--- START ---
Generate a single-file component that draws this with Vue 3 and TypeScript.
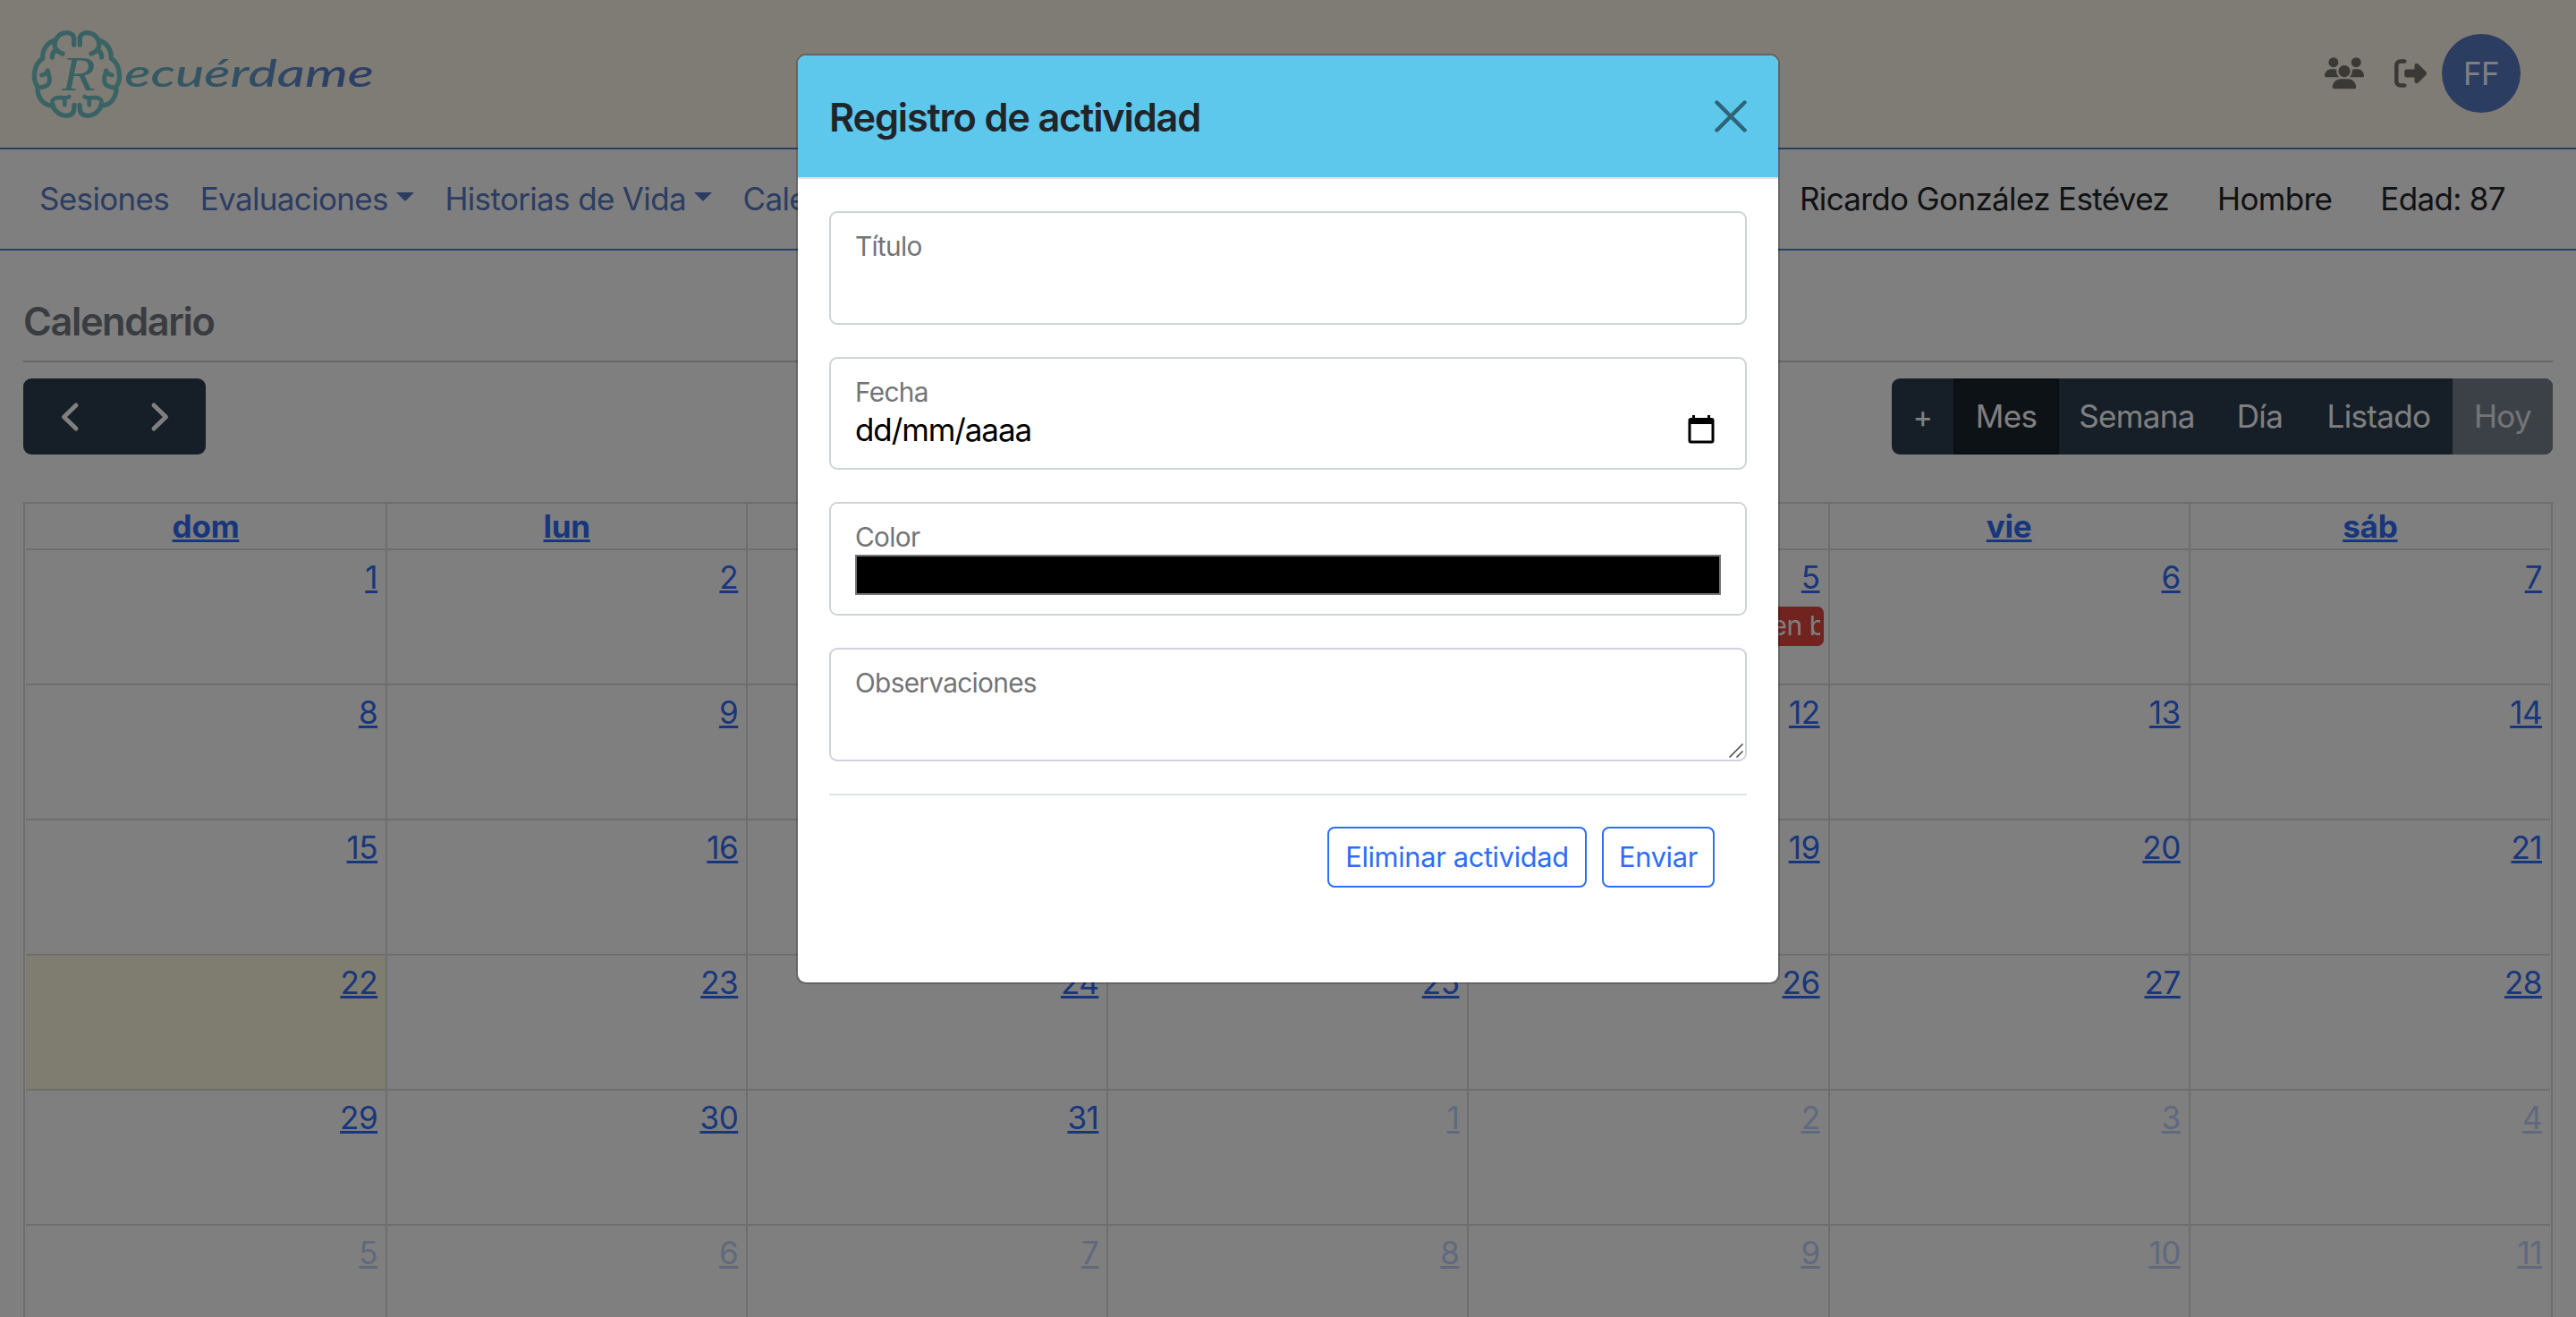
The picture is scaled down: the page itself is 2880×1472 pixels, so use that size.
<script setup lang="ts">
interface Day {
  n: number
  other?: boolean
  today?: boolean
  event?: string
}

const weekdays: string[] = ['dom', 'lun', 'mar', 'mié', 'jue', 'vie', 'sáb']

const weeks: Day[][] = Array.from({ length: 6 }, (_, w) =>
  Array.from({ length: 7 }, (_, d) => {
    const i = w * 7 + d + 1
    const day: Day = i > 31 ? { n: i - 31, other: true } : { n: i }
    if (i === 22) day.today = true
    if (i === 5) day.event = 'en b'
    return day
  }),
)

const views = [
  { label: '+', cls: 'v-add' },
  { label: 'Mes', cls: 'v-month' },
  { label: 'Semana', cls: 'v-week' },
  { label: 'Día', cls: 'v-day' },
  { label: 'Listado', cls: 'v-list' },
  { label: 'Hoy', cls: 'v-today' },
]
</script>

<template>
  <div class="page">
    <header class="top">
      <svg class="logo" viewBox="0 0 1290 495" width="430" height="165">
        <defs>
          <linearGradient id="brand" gradientUnits="userSpaceOnUse" x1="110" y1="0" x2="1250" y2="0">
            <stop offset="0" stop-color="#76cac8" />
            <stop offset="0.3" stop-color="#6cb8c8" />
            <stop offset="0.6" stop-color="#64a0c8" />
            <stop offset="0.9" stop-color="#5a7ccc" />
          </linearGradient>
          <g id="lobe">
            <path d="M248 150V128C246 104 202 102 187 134C158 142 142 166 143 196C112 216 108 268 126 290C124 330 146 352 174 354C192 384 214 392 234 386C247 382 248 372 249 352" stroke-width="16" />
            <path d="M185 140C180 156 187 172 210 180M186 168C178 176 174 184 175 192" stroke-width="16" />
            <path d="M140 252C152 248 158 246 160 236C162 250 168 258 166 270C166 284 152 292 132 294" stroke-width="15" />
            <path d="M232 324C226 334 200 322 184 330C172 336 174 346 180 356M217 330V352" stroke-width="14" />
          </g>
        </defs>
        <g fill="none" stroke="url(#brand)" stroke-linecap="round" stroke-linejoin="round">
          <use href="#lobe" />
          <use href="#lobe" transform="matrix(-1 0 0 1 516 0)" />
        </g>
        <text class="script initial" x="208" y="304" font-size="166" textLength="112" lengthAdjust="spacingAndGlyphs">R</text>
        <text class="script" x="418" y="292" font-size="126" textLength="836" lengthAdjust="spacingAndGlyphs">ecuérdame</text>
      </svg>
      <div class="tools">
        <svg class="users" viewBox="0 0 640 512" width="44" height="35.5"><path d="M144 0a80 80 0 1 1 0 160A80 80 0 1 1 144 0zM512 0a80 80 0 1 1 0 160A80 80 0 1 1 512 0zM0 298.7C0 239.8 47.8 192 106.7 192h42.7c15.9 0 31 3.5 44.6 9.7c-1.3 7.2-1.9 14.7-1.9 22.3c0 38.2 16.8 72.5 43.3 96c-.2 0-.4 0-.7 0H21.3C9.6 320 0 310.4 0 298.7zM405.3 320c-.2 0-.4 0-.7 0c26.6-23.5 43.3-57.8 43.3-96c0-7.6-.7-15-1.9-22.3c13.6-6.3 28.7-9.7 44.6-9.7h42.7C592.2 192 640 239.8 640 298.7c0 11.8-9.6 21.3-21.3 21.3H405.3zM224 224a96 96 0 1 1 192 0 96 96 0 1 1 -192 0zM128 485.3C128 411.7 187.7 352 261.3 352H378.7C452.3 352 512 411.7 512 485.3c0 14.7-11.9 26.7-26.7 26.7H154.7c-14.7 0-26.7-11.9-26.7-26.7z" /></svg>
        <svg class="exit" viewBox="0 0 512 512" width="36" height="36"><path d="M377.9 105.9L500.7 228.7c7.2 7.2 11.3 17.1 11.3 27.3s-4.1 20.1-11.3 27.3L377.9 406.1c-6.4 6.4-15 9.9-24 9.9c-18.7 0-33.9-15.2-33.9-33.9l0-62.1-128 0c-17.7 0-32-14.3-32-32l0-64c0-17.7 14.3-32 32-32l128 0 0-62.1c0-18.7 15.2-33.9 33.9-33.9c9 0 17.6 3.6 24 9.9zM160 96L96 96c-17.7 0-32 14.3-32 32l0 256c0 17.7 14.3 32 32 32l64 0c17.7 0 32 14.3 32 32s-14.3 32-32 32l-64 0c-53 0-96-43-96-96L0 128C0 75 43 32 96 32l64 0c17.7 0 32 14.3 32 32s-14.3 32-32 32z" /></svg>
        <span class="avatar">FF</span>
      </div>
    </header>

    <nav class="nav">
      <div class="links">
        <a>Sesiones</a>
        <a>Evaluaciones<i class="caret"></i></a>
        <a>Historias de Vida<i class="caret"></i></a>
        <a>Calendario</a>
      </div>
      <div class="patient">
        <span>Ricardo González Estévez</span>
        <span>Hombre</span>
        <span>Edad: 87</span>
      </div>
    </nav>

    <main class="content">
      <h5 class="title">Calendario</h5>
      <div class="toolbar">
        <div class="group steps">
          <svg viewBox="0 0 204 85" width="204" height="85"><path d="M59 30L45.500 43L59 56M146 30L159.500 43L146 56" /></svg>
        </div>
        <div class="group">
          <span v-for="v in views" :key="v.label" class="view" :class="v.cls">{{ v.label }}</span>
        </div>
      </div>

      <div class="calendar">
        <div class="row head">
          <div v-for="d in weekdays" :key="d" class="cell"><a>{{ d }}</a></div>
        </div>
        <div v-for="(week, w) in weeks" :key="w" class="row">
          <div v-for="(day, d) in week" :key="d" class="cell" :class="{ other: day.other, today: day.today }">
            <a>{{ day.n }}</a>
            <div v-if="day.event" class="event"><span>{{ day.event }}</span></div>
          </div>
        </div>
      </div>
    </main>

    <div class="backdrop">
      <section class="modal">
        <div class="modal-head">
          <h5>Registro de actividad</h5>
          <svg viewBox="0 0 36 36" width="36" height="36"><path d="M2.500 2.500L33.500 33.500M33.500 2.500L2.500 33.500" /></svg>
        </div>
        <div class="modal-body">
          <div class="field"><label>Título</label></div>
          <div class="field">
            <label>Fecha</label>
            <div class="date">
              <span>dd/mm/aaaa</span>
              <svg viewBox="0 0 30 32" width="30" height="32">
                <path fill-rule="evenodd" d="M5 0h3v3h14V0h3v3h1.500a3 3 0 0 1 3 3v22.500a3 3 0 0 1-3 3h-23a3 3 0 0 1-3-3V6a3 3 0 0 1 3-3H5zM3.500 10v18.500h23V10z" />
              </svg>
            </div>
          </div>
          <div class="field">
            <label>Color</label>
            <div class="swatch"></div>
          </div>
          <div class="field">
            <label>Observaciones</label>
            <svg class="grip" viewBox="0 0 16 16" width="16" height="16"><path d="M0.500 15.500L15.500 0.500M8.500 15.500L15.500 8.500" /></svg>
          </div>
          <div class="actions">
            <button type="button" class="b1">Eliminar actividad</button>
            <button type="button" class="b2">Enviar</button>
          </div>
        </div>
      </section>
    </div>
  </div>
</template>

<style>
body {
  overflow: hidden;
}
</style>

<style scoped>
.page {
  position: relative;
  box-sizing: border-box;
  width: 2880px;
  height: 1472px;
  overflow: hidden;
  background: #fff;
  color: #212529;
  font-family: Inter, "Liberation Sans", sans-serif;
  font-size: 35px;
  font-weight: 430;
  line-height: 54px;
  letter-spacing: -0.65px;
  white-space: nowrap;
}
.page * {
  box-sizing: border-box;
}
h5 {
  margin: 0;
  font-size: 43.300px;
  font-weight: 560;
  letter-spacing: -1.200px;
}

.top {
  display: flex;
  justify-content: space-between;
  height: 167px;
  background: #fff9ea;
  border-bottom: 2px solid #587ac4;
}
.logo {
  display: block;
}
.script {
  font-family: "Z003", "Segoe Script", "Brush Script MT", "Lato", sans-serif;
  font-style: italic;
  font-weight: 500;
  letter-spacing: 0;
  fill: url(#brand);
}
.initial {
  font-family: "Z003", "Liberation Serif", serif;
  font-weight: 400;
}
.tools {
  display: flex;
  align-items: center;
  height: 164px;
  padding-right: 62px;
  fill: #76726a;
}
.exit {
  margin: 0 17px 0 34px;
}
.avatar {
  width: 88px;
  height: 88px;
  border-radius: 50%;
  background: #587ac4;
  color: #fff;
  font-weight: 400;
  line-height: 89px;
  text-align: center;
}

.nav {
  display: flex;
  align-items: center;
  justify-content: space-between;
  height: 113px;
  padding: 0 79px 1px 44px;
  border-bottom: 2px solid #587ac4;
}
.links {
  display: flex;
  color: #587ac4;
}
.links a {
  display: flex;
  align-items: center;
  margin-right: 34.500px;
}
.caret {
  margin-left: 9px;
  border: 10.800px solid transparent;
  border-top-color: #587ac4;
  border-bottom: 0;
  transform: translateY(-2px);
}
.patient {
  display: flex;
  gap: 54px;
}

.content {
  padding: 0 26px;
}
.title {
  height: 125px;
  padding-top: 52px;
  border-bottom: 2px solid #cdcdcd;
  color: #727980;
  letter-spacing: -1.400px;
}
.toolbar {
  display: flex;
  justify-content: space-between;
  margin-top: 18px;
}
.group {
  display: flex;
  height: 85px;
  border-radius: 9px;
  overflow: hidden;
  background: #2c3e50;
  color: #fff;
}
.steps path {
  fill: none;
  stroke: #fff;
  stroke-width: 5;
  stroke-linecap: round;
  stroke-linejoin: round;
}
.view {
  line-height: 85px;
  text-align: center;
}
.v-add {
  width: 69px;
  font-size: 34px;
}
.v-month {
  width: 118px;
  background: #1a252f;
  border: 2px solid #151e27;
  line-height: 81px;
}
.v-week {
  width: 174px;
}
.v-day {
  width: 101px;
}
.v-list {
  width: 165px;
}
.v-today {
  width: 112px;
  background: #76828d;
  color: #e9ebed;
}

.calendar {
  margin-top: 53px;
  padding: 0 1px;
  border: 2px solid #ddd;
}
.row {
  display: grid;
  grid-template-columns: 404.100px repeat(5, 403.140px) 1fr;
  height: 151px;
  border-bottom: 2px solid #ddd;
}
.cell {
  min-width: 0;
  padding: 3px 9px 0 0;
  border-right: 2px solid #ddd;
  text-align: right;
  letter-spacing: -0.500px;
}
.cell:last-child {
  border-right: 0;
}
.cell a {
  color: #306cf8;
  text-decoration: underline;
  text-decoration-thickness: 3px;
  text-underline-offset: 2px;
  text-decoration-skip-ink: none;
}
.head {
  height: 52px;
}
.head .cell {
  padding: 0;
  line-height: 50px;
  font-weight: 700;
  text-align: center;
  letter-spacing: -0.200px;
}
.other a {
  opacity: 0.3;
}
.today {
  background: #fffbe0;
}
.event {
  height: 44px;
  margin: 6px -4px 0 4px;
  padding: 0 4px;
  border-radius: 7px;
  background: #e2463e;
  color: #fff;
  font-size: 30px;
  line-height: 43px;
}
.event span {
  display: block;
  width: 54px;
  margin-left: auto;
  overflow: hidden;
  text-align: left;
}

.backdrop {
  position: absolute;
  inset: 0;
  padding-top: 60px;
  background: rgba(0, 0, 0, 0.5);
}
.modal {
  width: 1100px;
  height: 1040px;
  margin: 0 auto;
  border: 2px solid rgba(0, 0, 0, 0.2);
  border-radius: 11px;
  background: #fff;
  background-clip: padding-box;
  overflow: hidden;
}
.modal-head {
  display: flex;
  align-items: center;
  justify-content: space-between;
  height: 138px;
  padding: 0 35px 0 35px;
  border-bottom: 2px solid #dee2e6;
  background: #5dc7ec;
}
.modal-head h5 {
  padding-top: 2px;
}
.modal-head path {
  fill: none;
  stroke: #2e6476;
  stroke-width: 4.400;
  stroke-linecap: round;
}
.modal-body {
  padding: 36px 35px;
}
.field {
  position: relative;
  height: 126.700px;
  margin-bottom: 36px;
  padding: 21px 27px 0;
  border: 2px solid #ced4da;
  border-radius: 9px;
}
label {
  display: block;
  height: 36px;
  color: #737477;
  font-size: 29.800px;
  line-height: 32px;
  letter-spacing: -0.700px;
}
.date {
  display: flex;
  align-items: center;
  justify-content: space-between;
  height: 44px;
  padding-right: 7px;
  color: #000;
  letter-spacing: -1.100px;
}
.swatch {
  height: 45px;
  border: 2px solid #767676;
  background: #000;
}
.grip {
  position: absolute;
  right: 2px;
  bottom: 2px;
  fill: none;
  stroke: #444;
  stroke-width: 1.500;
}
.actions {
  display: flex;
  justify-content: flex-end;
  gap: 17px;
  padding: 35px 36px 0 0;
  border-top: 2px solid #dee2e6;
}
button {
  height: 68px;
  padding: 0;
  border: 2px solid #306cf8;
  border-radius: 8px;
  background: #fff;
  color: #306cf8;
  font: inherit;
  font-size: 30.800px;
  letter-spacing: -0.350px;
}
.b1 {
  width: 290px;
}
.b2 {
  width: 126px;
}
</style>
--- END ---
▶ [Goal] Your task is to gather every line with the word "page" and copy it.

▶ [Answer to the task]
The picture is scaled down: the page itself is 2880×1472 pixels, so use that size.
  <div class="page">
.page {
.page * {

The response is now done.